Families experience more thoughtful communication because interactions are guided by reflection on their unique needs and circumstances.
Children benefit from environments where adults model curiosity, learning from mistakes, and thoughtful problem-solving.
Services become more resilient because challenges are viewed as learning opportunities that strengthen rather than weaken the organisation.
Innovation increases because reflection creates the psychological safety and mental space where creative solutions emerge.
Quality improves sustainably because improvements are based on deep understanding rather than surface fixes.
The Path Forward: Reclaiming Reflection
The good news is that reflective leadership isn't an all-or-nothing proposition. You don't need to overhaul your entire approach overnight. Small, consistent changes in how you create space for thinking can have profound impacts over time.
It starts with recognising that reflection isn't a luxury you can't afford—it's a necessity you can't afford to ignore. In a sector dedicated to nurturing learning and development in children, shouldn't our leadership approaches model the very thinking skills we hope to develop?
The challenge isn't finding time for reflection; it's recognising that reflection creates time by preventing the crises that consume so much of our energy.
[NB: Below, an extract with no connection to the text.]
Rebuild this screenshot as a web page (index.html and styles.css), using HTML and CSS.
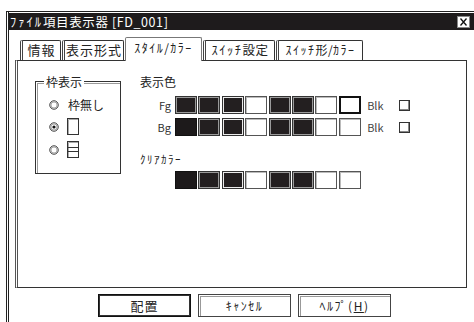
FILE: index.html
```html
<!DOCTYPE html>
<html lang="ja">
<head>
<meta charset="utf-8">
<link rel="stylesheet" href="styles.css">
</head>
<body>
<div class="window">
  <div class="titlebar">
    <span class="title"><span class="hw">ﾌｧｲﾙ</span>項目表示器 [FD_001]</span>
    <span class="close"><svg width="13" height="12" viewBox="0 0 13 12"><rect x="0.5" y="0.5" width="12" height="11" fill="#fff" stroke="#888"/><path d="M3.5 2.5 L9.5 9.5 M9.5 2.5 L3.5 9.5" stroke="#111" stroke-width="1.3"/></svg></span>
  </div>
  <div class="tabs">
    <div class="tab tab-info">情報</div>
    <div class="tab tab-fmt">表示形式</div>
    <div class="tab tab-style active">ｽﾀｲﾙ/ｶﾗｰ</div>
    <div class="tab tab-sw"><span class="hw">ｽｲｯﾁ</span>設定</div>
    <div class="tab tab-swc"><span class="hw">ｽｲｯﾁ</span>形/<span class="hw">ｶﾗｰ</span></div>
  </div>
  <div class="panel">
    <div class="group">
      <div class="legend">枠表示</div>
      <div class="opt opt-first">
        <svg class="radio" width="10" height="10" viewBox="0 0 10 10"><circle cx="5" cy="5" r="4.2" fill="#fff" stroke="#333"/><circle cx="5" cy="5" r="3" fill="none" stroke="#aaa"/></svg>
        <span class="opt-label">枠無し</span>
      </div>
      <div class="opt">
        <svg class="radio" width="10" height="10" viewBox="0 0 10 10"><circle cx="5" cy="5" r="4.2" fill="#fff" stroke="#333"/><circle cx="5" cy="5" r="3" fill="none" stroke="#aaa"/><circle cx="5" cy="5" r="1.6" fill="#111"/></svg>
        <svg class="frame" width="12" height="17" viewBox="0 0 12 17"><rect x="0.5" y="0.5" width="11" height="16" fill="#fff" stroke="#333"/><path d="M1.5 16 V1.5 H11" fill="none" stroke="#aaa"/></svg>
      </div>
      <div class="opt">
        <svg class="radio" width="10" height="10" viewBox="0 0 10 10"><circle cx="5" cy="5" r="4.2" fill="#fff" stroke="#333"/><circle cx="5" cy="5" r="3" fill="none" stroke="#aaa"/></svg>
        <svg class="frame" width="12" height="17" viewBox="0 0 12 17"><rect x="0.5" y="0.5" width="11" height="16" fill="#fff" stroke="#333"/><path d="M1.5 16 V1.5 H11" fill="none" stroke="#aaa"/><path d="M1 6.5 H11 M1 10.5 H11" stroke="#333"/></svg>
      </div>
    </div>
    <div class="colors">
      <div class="caption">表示色</div>
      <div class="swrow swrow-fg">
        <span class="swlabel">Fg</span>
        <div class="sw"></div><div class="sw"></div><div class="sw lt"></div><div class="sw wh"></div><div class="sw"></div><div class="sw"></div><div class="sw wh"></div><div class="sw wh sel-w"></div>
        <span class="blk">Blk</span>
        <span class="minibox"></span>
      </div>
      <div class="swrow swrow-bg">
        <span class="swlabel">Bg</span>
        <div class="sw sel-k"></div><div class="sw"></div><div class="sw lt"></div><div class="sw wh"></div><div class="sw"></div><div class="sw"></div><div class="sw wh"></div><div class="sw wh"></div>
        <span class="blk">Blk</span>
        <span class="minibox"></span>
      </div>
      <div class="subcap">ｸﾘｱｶﾗｰ</div>
      <div class="swrow swrow-clear">
        <div class="sw sel-k"></div><div class="sw"></div><div class="sw lt"></div><div class="sw wh"></div><div class="sw"></div><div class="sw"></div><div class="sw wh"></div><div class="sw wh"></div>
      </div>
    </div>
  </div>
  <div class="buttons">
    <div class="btn default">配置</div>
    <div class="btn hw">ｷｬﾝｾﾙ</div>
    <div class="btn hw">ﾍﾙﾌﾟ(<u>H</u>)</div>
  </div>
</div>
</body>
</html>
```

FILE: styles.css
```css
* { box-sizing: border-box; }

body {
  margin: 0;
  width: 474px;
  height: 322px;
  overflow: hidden;
  background: #fff;
  color: #222;
  font-family: "Noto Sans CJK JP", "Noto Sans", sans-serif;
}

.hw { letter-spacing: 1.5px; }

.window {
  margin: 11px 0 0 6px;
  height: 311px;
  border-top: 1px solid #222;
  border-left: 3px double #222;
}

.titlebar {
  margin-top: 1px;
  height: 17px;
  background: #1e1b1c;
  color: #fff;
  display: flex;
  align-items: center;
  justify-content: space-between;
  padding: 0 4px 0 1px;
  font-size: 12.5px;
  line-height: 17px;
}

.title { white-space: nowrap; letter-spacing: 0.6px; }
.title .hw { letter-spacing: 2px; }

.close { display: flex; }

.tabs {
  display: flex;
  align-items: flex-end;
  gap: 1px;
  height: 23px;
  margin: 7px 0 0 11px;
  position: relative;
  z-index: 1;
}

.tab {
  height: 20px;
  border: 1px solid #333;
  border-left: 3px double #444;
  border-bottom: none;
  border-radius: 2px 2px 0 0;
  background: #fff;
  font-size: 13px;
  line-height: 18px;
  text-align: center;
  white-space: nowrap;
  letter-spacing: 1px;
}

.tab.active {
  height: 24px;
  margin-bottom: -1px;
  line-height: 20px;
  letter-spacing: 1.5px;
  font-size: 12px;
  border-color: #777;
  border-left: 1px solid #777;
}

.tab-info { width: 41px; }
.tab-fmt { width: 62px; }
.tab-style { width: 77px; }
.tab-sw { width: 72px; font-size: 12.5px; letter-spacing: 0.5px; }
.tab-swc { width: 87px; font-size: 12px; letter-spacing: 0.5px; }

.panel {
  margin-left: 6px;
  width: 452px;
  height: 228px;
  border: 1px solid #333;
  border-left: 3px double #555;
  display: flex;
  align-items: flex-start;
}

.group {
  margin: 20px 0 0 17px;
  width: 86px;
  height: 93px;
  border: 1px solid #333;
  box-shadow: inset 1px 1px 0 #fff, inset 2px 2px 0 #999;
}

.legend {
  display: block;
  width: max-content;
  margin: -7px 0 0 8px;
  padding: 0 2px;
  background: #fff;
  font-size: 12px;
  line-height: 13px;
}

.opt {
  display: flex;
  align-items: center;
  gap: 8px;
  padding-left: 13px;
  height: 17px;
  margin-top: 6px;
}

.opt-first {
  height: 14px;
  margin-top: 10px;
  gap: 9px;
}

.opt-label {
  font-size: 12px;
  line-height: 14px;
}

.radio, .frame { flex: none; display: block; }

.colors {
  margin-left: 19px;
  padding-top: 15px;
}

.caption {
  font-size: 12px;
  line-height: 12px;
}

.swrow {
  display: flex;
  align-items: center;
  gap: 1.4px;
  height: 18px;
}

.swrow-fg { margin-top: 8px; }
.swrow-bg { margin-top: 4px; }
.swrow-clear { margin-top: 5px; padding-left: 35px; }

.swlabel {
  width: 35px;
  margin-right: -1.4px;
  padding-right: 4px;
  text-align: right;
  font-size: 11px;
  color: #333;
}

.sw {
  width: 22px;
  height: 18px;
  flex: none;
  border: 1px solid #333;
  background: #231f20;
  box-shadow: inset 0 0 0 1px #9a9a9a;
}

.sw.lt { box-shadow: inset 0 0 0 1px #ececec; }

.sw.wh {
  background: #fff;
  border-color: #555;
  box-shadow: inset 1px 1px 0 #bbb;
}

.sw.sel-w {
  border: 2px solid #111;
  box-shadow: none;
}

.sw.sel-k {
  border-color: #111;
  box-shadow: none;
  background: #1d1a1b;
}

.blk {
  margin-left: 5px;
  font-size: 11px;
  color: #444;
  width: 26px;
}

.minibox {
  margin-left: 4px;
  width: 11px;
  height: 11px;
  border: 1px solid #333;
  box-shadow: inset -1px -1px 0 #888, inset 1px 1px 0 #fff;
}

.subcap {
  margin-top: 17px;
  font-size: 11px;
  line-height: 13px;
  letter-spacing: 1.5px;
}

.buttons {
  display: flex;
  gap: 7px;
  margin: 6px 0 0 89px;
}

.btn {
  width: 93px;
  height: 23px;
  border: 1px solid #444;
  box-shadow: inset 1px 1px 0 #fff, inset 2px 2px 0 #999;
  font-size: 12px;
  line-height: 21px;
  text-align: center;
  color: #222;
}

.btn.default {
  border: 1px solid #111;
  box-shadow: inset 0 0 0 1px #333;
  font-size: 13px;
  letter-spacing: 1px;
}
```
It's understanding that slowing down to think actually helps us move faster in the right direction.
The question isn't whether you have time for reflection, it's whether you can afford to keep leading without it.
Your Reflection Revolution Starts Small
Consider this: What would happen if, just once a day, you paused before responding to a challenge and asked yourself, "What might I be missing about this situation?" What if you ended just one team meeting each week by asking, "What did we learn today that might change how we approach tomorrow?"
These small acts of reflective leadership might seem insignificant, but they represent a fundamental shift—from leading by reaction to leading by reflection. And in that shift lies the potential to transform not just your own leadership experience, but the entire culture of learning and growth within your service.
The missing link isn't missing because it's hard to find. It's missing because we've forgotten to look for it. But once we remember its value and commit to its practice, reflection becomes the bridge between the reactive management we've mastered and the reflective leadership our sector desperately needs.
Your service, your team, the families you serve, and the children in your care deserve leadership that's not just efficient, but thoughtful. Not just responsive, but wise. Not just busy, but purposeful.
The path to reflective leadership begins with a single pause, a single question, a single moment of choosing thinking over reacting. That moment is available to you right now.
Reflection Questions:
When was the last time you had space to think deeply about a leadership challenge rather than just reacting to it?
What patterns do you notice in the problems that keep recurring in your service?
How might your team dynamics change if reflection became as valued as quick responses?
What would you learn about your leadership if you regularly asked, "What worked well, what didn't, and what can we improve?"